UCF aerospace engineering doctoral student Ryan Ketzner ’22 aims to improve the design of these space-based space surveillance constellations through his upcoming research experience with NASA.
Ketzner has been awarded the prestigious NASA Space Technology Graduate Research Opportunity, which is given to approximately 65 graduate students from across the U.S. who show significant potential to contribute to NASA’s goal of creating innovative space technologies. He is the only student from UCF to win the award this year.
Ketzner, who is advised by Assistant Professor Tarek Elgohary, looks forward to collaborating with NASA scientists once again.
“I worked with a research team at NASA Ames during an internship a couple of years back, and I really loved that environment.

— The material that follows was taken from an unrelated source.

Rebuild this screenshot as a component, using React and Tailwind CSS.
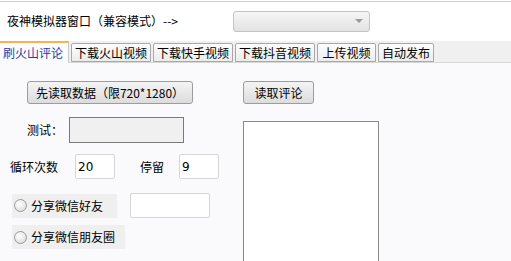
import React from "react";

const font = { fontFamily: '"Noto Sans CJK SC", "Noto Sans", sans-serif' };

function Tab({ children, active, w }) {
  if (active) {
    return (
      <div className={`h-[22px] ${w} shrink-0 border-t-2 border-t-[#f5b54a] border-r border-r-[#c8c8c8] bg-[#fbfbfd] text-[#1c3fa8] text-[12px] leading-[19px] pl-[3px] -mb-px z-10`}>
        {children}
      </div>
    );
  }
  return (
    <div className={`h-[19px] mt-[2px] ${w} shrink-0 ml-[2px] border border-[#a8a8a8] rounded-t-[2px] bg-[linear-gradient(#fdfdfd,#ececec)] text-[12px] leading-[17px] text-black text-center`}>
      {children}
    </div>
  );
}

function Radio({ label, w }) {
  return (
    <div className={`flex items-center h-[24px] ${w} bg-[#efefef] pl-[2px] gap-[4px]`}>
      <div className="w-[13px] h-[13px] rounded-full border border-[#9a9a9a] bg-[radial-gradient(circle_at_40%_35%,#ffffff,#d6d6d6)]" />
      <span className="text-[12px] text-black">{label}</span>
    </div>
  );
}

export default function App() {
  return (
    <div className="w-[511px] h-[261px] overflow-hidden bg-white relative" style={font}>
      <div className="h-[2px] border-t border-[#d0d0d0] mt-[1px]" />
      <div className="h-[38px] flex items-start">
        <div className="pl-[7px] pt-[9px] text-[12px] leading-[18px] text-black w-[233px]">夜神模拟器窗口（兼容模式）--&gt;</div>
        <div className="mt-[8px] w-[137px] h-[21px] border border-[#c4c4c4] rounded-[3px] bg-[linear-gradient(#f6f6f6,#e2e2e2)] flex items-center justify-end pr-[6px]">
          <svg width="8" height="5" viewBox="0 0 8 5"><path d="M0 0h8L4 4z" fill="#9a9a9a" /></svg>
        </div>
      </div>
      <div className="h-[22px] bg-[#f0f0f0] flex items-start border-b border-[#d8d8d8]">
        <Tab active w="w-[69px]">刷火山评论</Tab>
        <Tab w="w-[80px]">下载火山视频</Tab>
        <Tab w="w-[80px]">下载快手视频</Tab>
        <Tab w="w-[80px]">下载抖音视频</Tab>
        <Tab w="w-[59px]">上传视频</Tab>
        <Tab w="w-[56px]">自动发布</Tab>
      </div>
      <div className="bg-[#fafafd] h-[200px] flex">
        <div className="w-[243px] shrink-0 flex flex-col">
          <div className="mt-[18px] ml-[27px] w-[166px] h-[23px] border border-[#9c9c9c] rounded-[3px] bg-[linear-gradient(#f4f4f4,#dcdcdc)] text-[12px] leading-[21px] text-center text-black">先读取数据（限720*1280）</div>
          <div className="mt-[13px] flex items-center h-[26px]">
            <span className="ml-[27px] w-[42px] text-[12px] text-black">测试：</span>
            <div className="w-[115px] h-[26px] border border-[#7a7a7a] bg-[#f0f0f0]" />
          </div>
          <div className="mt-[11px] flex items-center h-[25px]">
            <span className="ml-[10px] w-[65px] text-[12px] text-black">循环次数</span>
            <div className="w-[40px] h-[25px] border border-[#d6d6d6] rounded-[2px] bg-white text-[12px] leading-[25px] pl-[2px]" style={{ fontFamily: '"DejaVu Sans", sans-serif' }}>20</div>
            <span className="ml-[25px] w-[39px] text-[12px] text-black">停留</span>
            <div className="w-[40px] h-[25px] border border-[#d6d6d6] rounded-[2px] bg-white text-[12px] leading-[25px] pl-[2px]" style={{ fontFamily: '"DejaVu Sans", sans-serif' }}>9</div>
          </div>
          <div className="mt-[14px] flex items-center ml-[12px] gap-[13px]">
            <Radio label="分享微信好友" w="w-[105px]" />
            <div className="w-[80px] h-[25px] border border-[#d6d6d6] rounded-[2px] bg-white" />
          </div>
          <div className="mt-[7px] ml-[12px]">
            <Radio label="分享微信朋友圈" w="w-[113px]" />
          </div>
        </div>
        <div className="flex flex-col">
          <div className="mt-[18px] w-[71px] h-[23px] border border-[#9c9c9c] rounded-[3px] bg-[linear-gradient(#f4f4f4,#dcdcdc)] text-[12px] leading-[21px] text-center text-black">读取评论</div>
          <div className="mt-[17px] w-[136px] h-[160px] border border-[#8a8a8a] bg-white" />
        </div>
      </div>
    </div>
  );
}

I actually looked forward to the weekly two-hour meetings,” says Ketzner, who earned a bachelor’s in mechanical engineering from UCF. “The NASA research community is just full of knowledgeable, driven people working on really fascinating problems, and the NSTGRO program will be a great way to get plugged in to that.”
The NSTGRO program offers up to $80,000 in grant funding that includes a student stipend, the cost of tuition and fees, and a visiting technologist experience allowance. That allowance enables each student to travel to a NASA facility to conduct research in collaboration with a subject matter expert. Ketzner has been paired with Matthew Dosberg, the digital transformation lead at the Goddard Space Flight Center in Maryland.
Under Dosberg’s guidance, Ketzner will develop computational methods that could improve the design of distributed space missions, which involve the use of multiple satellites that collaborate toward a common goal. He will specifically focus on the design of satellite constellations that use optical sensors to identify debris from orbit.
“Optical sensors are much more capable of detecting small objects when making observations against a space background, without atmospheric interference, so a space-based approach has the potential to improve characterization of debris that is too small to make the current catalog, but still big enough to disable a satellite,” Ketzner says. “A lot of the methods accumulated from decades of experience in earth-oriented satellite constellation design don’t quite transfer one-to-one to space-observing constellations, so there are still fundamental questions about the orbit geometry that have not been addressed in detail.”
Ketzner says this opportunity to collaborate with NASA will help to keep his research targeted and relevant.
“A big part of research is assessing the current state of the art and finding ways to tinker with it, which can be difficult to do from the outside,” he says. “Having a window into current NASA processes will be invaluable.”